056を読む

056 丙舍傍啓 甲帳對楹
  Bing3she4 pang2 qi3, jia3zhang4 dui4 ying2.

 第54行「宮殿磐鬱,樓觀飛驚」を承けた、洛陽・長安の宮殿の描写が続きます。
 「丙」は『新華字典』の第1義です。
 「舍」は「一 she4」「二 she3」の二音としてありますが、これは「捨」の簡化字が「舍」であるからにすぎません。もちろん前者、その第1義です。

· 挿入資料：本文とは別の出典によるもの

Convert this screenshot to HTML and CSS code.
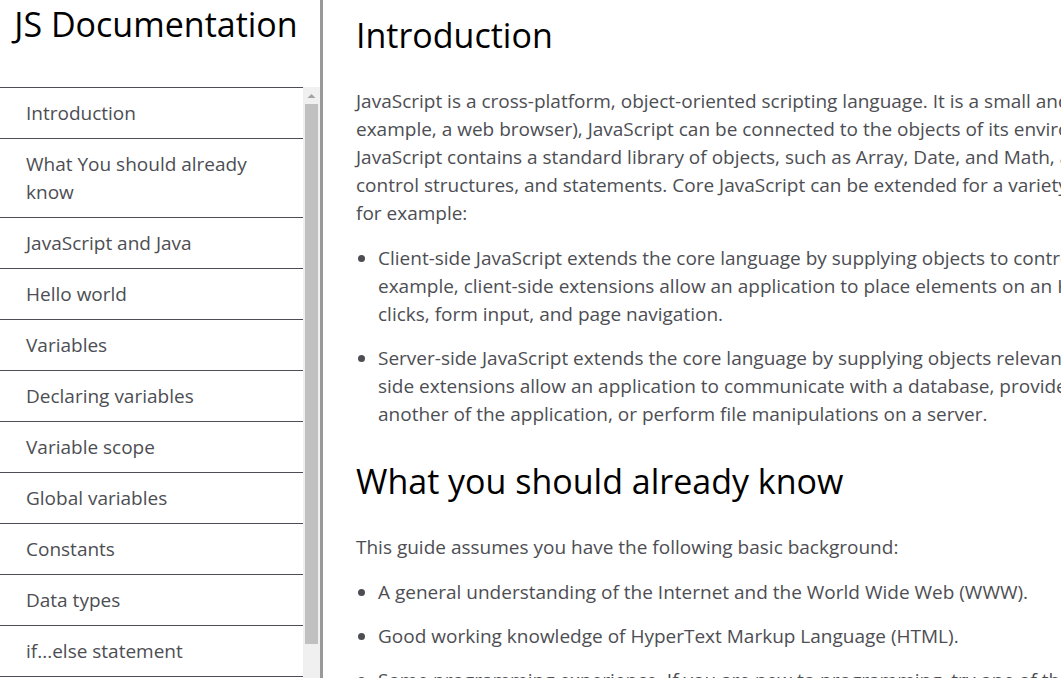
FILE: index.html
```html
<!DOCTYPE html>
<html lang="en">
<head>
<meta charset="utf-8">
<title>JS Documentation</title>
<link rel="stylesheet" href="styles.css">
</head>
<body>
<div class="page">
  <nav class="navbar">
    <h1 class="brand">JS Documentation</h1>
    <div class="nav-scroll">
      <ul class="nav-list">
        <li><a class="nav-link" href="#introduction">Introduction</a></li>
        <li><a class="nav-link" href="#already-know">What You should already know</a></li>
        <li><a class="nav-link" href="#js-and-java">JavaScript and Java</a></li>
        <li><a class="nav-link" href="#hello-world">Hello world</a></li>
        <li><a class="nav-link" href="#variables">Variables</a></li>
        <li><a class="nav-link" href="#declaring">Declaring variables</a></li>
        <li><a class="nav-link" href="#scope">Variable scope</a></li>
        <li><a class="nav-link" href="#globals">Global variables</a></li>
        <li><a class="nav-link" href="#constants">Constants</a></li>
        <li><a class="nav-link" href="#data-types">Data types</a></li>
        <li><a class="nav-link" href="#if-else">if...else statement</a></li>
      </ul>
      <div class="scrollbar" aria-hidden="true">
        <svg class="scroll-arrow" width="17" height="17" viewBox="0 0 17 17"><path d="M4.5 11 8.5 7 12.500 11Z" fill="#a3a3a3"/></svg>
        <div class="scroll-track"><div class="scroll-thumb"></div></div>
      </div>
    </div>
  </nav>
  <main class="content">
    <section id="introduction">
      <h2 class="title">Introduction</h2>
      <p class="text">JavaScript is a cross-platform, object-oriented scripting language. It is a small and<br>example, a web browser), JavaScript can be connected to the objects of its environment<br>JavaScript contains a standard library of objects, such as Array, Date, and Math, and<br>control structures, and statements. Core JavaScript can be extended for a variety<br>for example:</p>
      <ul class="points">
        <li>Client-side JavaScript extends the core language by supplying objects to control<br>example, client-side extensions allow an application to place elements on an HTML<br>clicks, form input, and page navigation.</li>
        <li>Server-side JavaScript extends the core language by supplying objects relevant<br>side extensions allow an application to communicate with a database, provide<br>another of the application, or perform file manipulations on a server.</li>
      </ul>
    </section>
    <section id="already-know">
      <h2 class="title">What you should already know</h2>
      <p class="text">This guide assumes you have the following basic background:</p>
      <ul class="points">
        <li>A general understanding of the Internet and the World Wide Web (WWW).</li>
        <li>Good working knowledge of HyperText Markup Language (HTML).</li>
        <li>Some programming experience. If you are new to programming, try one of the</li>
      </ul>
    </section>
  </main>
</div>
</body>
</html>
```
FILE: styles.css
```css
* { box-sizing: border-box; }
body {
  margin: 0;
  background: #fff;
  color: #4d4e53;
  font-family: "Open Sans", Arial, sans-serif;
  font-size: 19px;
  line-height: 28px;
}
.page {
  display: flex;
  height: 100vh;
  overflow: hidden;
}
.navbar {
  display: flex;
  flex-direction: column;
  flex: none;
  width: 323px;
  border-right: 3px solid #999;
}
.brand {
  margin: 0 0 39px;
  padding-right: 8px;
  color: #000;
  font-size: 34px;
  font-weight: 400;
  line-height: 48px;
  text-align: center;
  white-space: nowrap;
}
.nav-scroll {
  display: flex;
  flex: 1;
  min-height: 0;
  overflow: hidden;
}
.nav-list {
  flex: 1;
  margin: 0;
  padding: 0;
  list-style: none;
}
.nav-link {
  display: block;
  padding: 11px 26px;
  border-top: 1px solid #4d4e53;
  color: #4d4e53;
  text-decoration: none;
}
.nav-list li:last-child .nav-link { border-bottom: 1px solid #4d4e53; }
.scrollbar {
  display: flex;
  flex-direction: column;
  width: 17px;
  background: #f0f0f0;
}
.scroll-arrow { display: block; flex: none; }
.scroll-track {
  flex: 1;
  padding: 0 2px;
}
.scroll-thumb {
  height: 94%;
  background: #c0c0c0;
}
.content {
  flex: 1;
  min-width: 0;
  padding-left: 33px;
  overflow: hidden;
  white-space: nowrap;
}
.title {
  margin: 0 0 26px;
  padding-top: 10px;
  color: #000;
  font-size: 34px;
  font-weight: 400;
  line-height: 51px;
}
.text { margin: 0 0 17px; }
.points {
  margin: 0 0 18px;
  padding-left: 22px;
}
.points li { margin-bottom: 16px; }
```
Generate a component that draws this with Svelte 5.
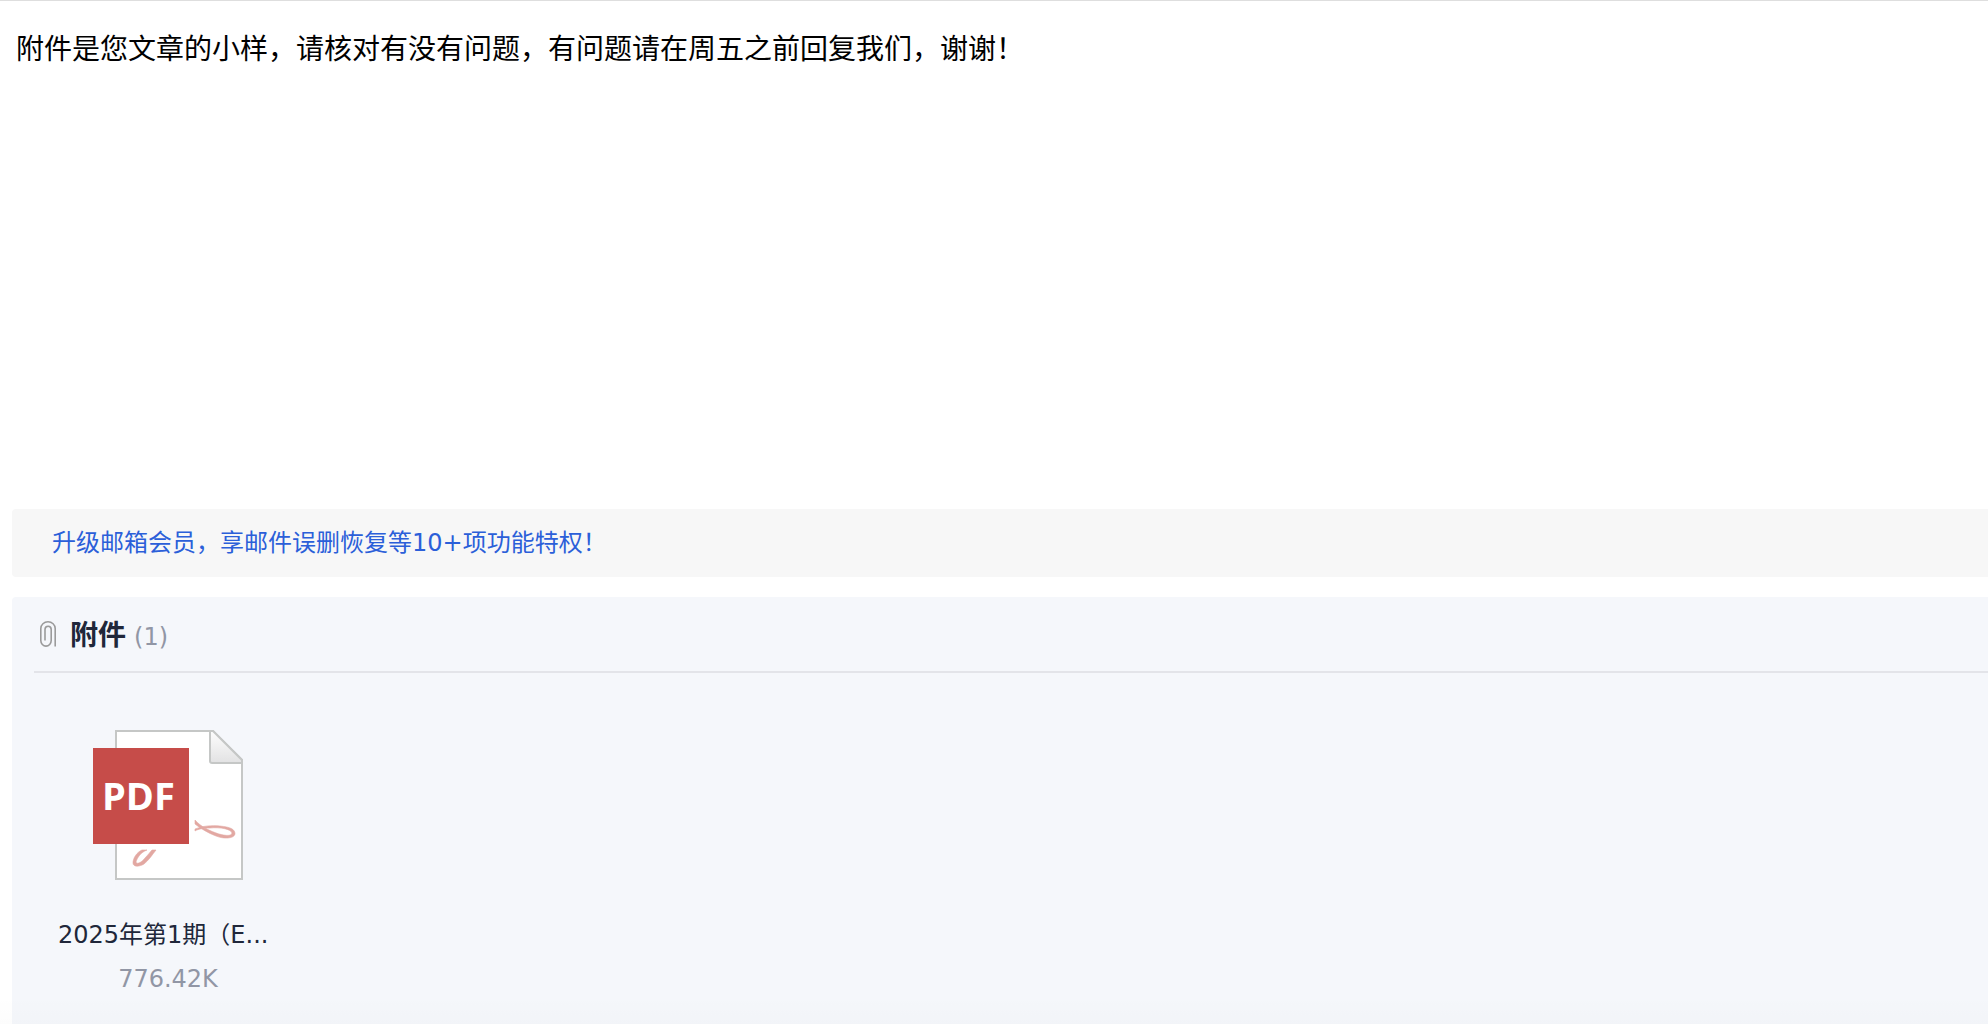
<script lang="ts">
  interface Attachment {
    name: string;
    size: string;
  }

  const body = '附件是您文章的小样，请核对有没有问题，有问题请在周五之前回复我们，谢谢！';
  const promo = '升级邮箱会员，享邮件误删恢复等10+项功能特权！';

  const attachments: Attachment[] = [
    { name: '2025年第1期（E...', size: '776.42K' },
  ];
</script>

<main class="mail">
  <article class="content">
    <p>{body}</p>
  </article>

  <aside class="promo">
    <a href="#vip">{promo}</a>
  </aside>

  <section class="attachments" aria-labelledby="attachments-title">
    <header class="head">
      <svg class="clip" width="16" height="26" viewBox="0 0 16 26" aria-hidden="true">
        <path d="M15.2 25.5V7.5A7.2 6.7 0 0 0 .8 7.5V19.5A5.2 5.6 0 0 0 11.2 19.5V8.5A3.1 3.3 0 0 0 5 8.5V19.5" />
      </svg>
      <h2 id="attachments-title">附件</h2>
      <span class="count">({attachments.length})</span>
    </header>

    <ul class="files">
      {#each attachments as file}
        <li class="file">
          <svg class="file-icon" width="150" height="150" viewBox="0 0 150 150" role="img" aria-label="PDF">
            <defs>
              <linearGradient id="fold" x1="0" y1="0" x2="0" y2="1">
                <stop offset="0" stop-color="#fdfdfd" />
                <stop offset="1" stop-color="#e2e2e3" />
              </linearGradient>
            </defs>
            <path d="M23 1H120L149 30V149H23Z" fill="#fff" stroke="#c5c7c6" stroke-width="2" />
            <path d="M117 1H120L149 30V33H119Q117 33 117 31Z" fill="url(#fold)" stroke="#c5c7c6" stroke-width="2" />
            <g class="swirl">
              <path d="M102 90C108 97 117 101 126 104C133 106 139 106 139 103C138 99 127 97 117 98C111 98 105 99 102 101L102 99C109 96 119 95 127 96C137 97 142 99 142 104C141 109 130 109 123 106C115 103 107 98 102 94Z" />
              <path d="M49 120H54C48 122 44 128 43 132C44 135 49 132 52 128C55 125 57 122 59 120H63C59 125 56 130 51 134C46 137 40 137 40 133C40 128 44 122 49 120Z" />
            </g>
            <rect y="18" width="96" height="96" fill="#c64c49" />
            <text x="9" y="80">PDF</text>
          </svg>
          <a class="name" href="#file">{file.name}</a>
          <span class="size">{file.size}</span>
        </li>
      {/each}
    </ul>
  </section>

  <div class="fade"></div>
</main>

<style>
  :global(body) {
    margin: 0;
    background: #fff;
  }

  .mail {
    position: relative;
    box-sizing: border-box;
    display: flex;
    flex-direction: column;
    min-height: 100vh;
    padding-left: 12px;
    border-top: 1px solid #dedede;
    font-family: 'DejaVu Sans', 'Noto Sans CJK SC', sans-serif;
    font-size: 24px;
    line-height: 36px;
  }

  .content {
    box-sizing: border-box;
    min-height: 508px;
    padding: 26px 4px 0;
    font-family: 'Noto Sans CJK SC', sans-serif;
    font-size: 28px;
    line-height: 40px;
    color: #000;
  }

  .content p {
    margin: 0;
  }

  .promo {
    padding: 16px 40px;
    border-radius: 4px 0 0 4px;
    background: #f7f7f7;
  }

  .promo a {
    color: #2b5fd9;
    text-decoration: none;
  }

  .attachments {
    flex: 1;
    margin-top: 20px;
    padding-left: 22px;
    border-radius: 4px 0 0 0;
    background: #f5f7fb;
  }

  .head {
    box-sizing: border-box;
    display: flex;
    align-items: center;
    height: 76px;
    padding-left: 6px;
    border-bottom: 2px solid #e3e4e9;
  }

  .clip {
    fill: none;
    stroke: #9b9b9b;
    stroke-width: 1.6;
  }

  .head h2 {
    margin: 0 8px 0 14px;
    padding-top: 4px;
    font-size: 28px;
    font-weight: 700;
    color: #20273a;
  }

  .count {
    padding-top: 6px;
    color: #9196a5;
  }

  .files {
    display: flex;
    flex-wrap: wrap;
    margin: 0;
    padding: 57px 24px 0;
    list-style: none;
  }

  .file {
    display: flex;
    flex-direction: column;
    align-items: center;
    width: 220px;
  }

  .file-icon text {
    fill: #fff;
    font-family: 'Open Sans', sans-serif;
    font-size: 38px;
    font-weight: 700;
  }

  .swirl {
    fill: #e2a8a2;
    stroke: #e2a8a2;
    stroke-width: 0.6;
  }

  .name {
    width: 100%;
    margin: 37px 0 8px;
    overflow: hidden;
    color: #20273a;
    text-decoration: none;
    text-overflow: ellipsis;
    white-space: nowrap;
  }

  .size {
    color: #9196a5;
  }

  /* soft shadow cast by the bottom edge of the reading pane */
  .fade {
    position: absolute;
    right: 0;
    bottom: 0;
    left: 0;
    height: 28px;
    background: linear-gradient(rgba(0, 0, 0, 0), rgba(0, 0, 0, 0.01));
    pointer-events: none;
  }
</style>
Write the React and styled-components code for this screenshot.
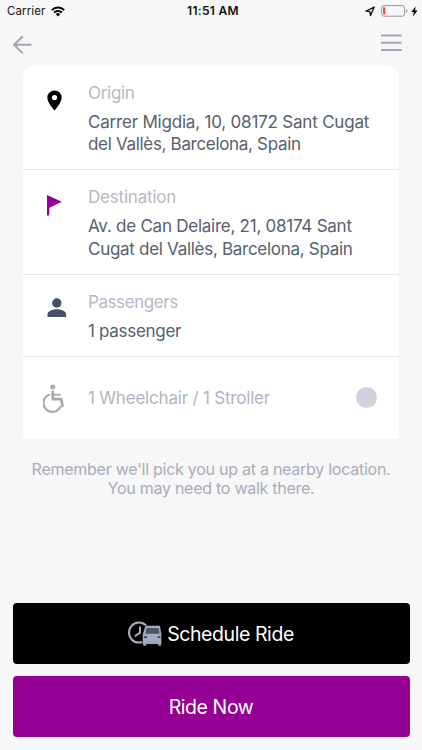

 「傍」には、「靠」「临近」の2義ありますが、ここは「旁pang2」を見てください。その第1義に「旁边,左右两侧」とあり、最後に「(古)又同"傍"」とあります。『広韻』を見ても、平声(歩光切)・去声(蒲浪切)、両方の読みがありますが、ここでは平声pang2で読みます。
 「啓」は第1義。
 「甲」は第1義です。
 「帳」も第1義「用布或其他材料做成的帷幕」です。
 「對」は第2義。
 「楹」は第1義「堂屋前部的柱子」です。
 「丙舍」は宮中の部屋の一つで、『後漢書』清河孝王慶傳がその典故。「甲帳」は、第一のとばり、の意で、『漢書』西域傳がその典故です。
 この行は、正しい対句にはなっていませんね。「丙」「甲」はともに十干、「舍」「帳」も物の名として対を成しますが、「傍啓」と「對楹」とが対になりません。述語は「啓」と「對」です。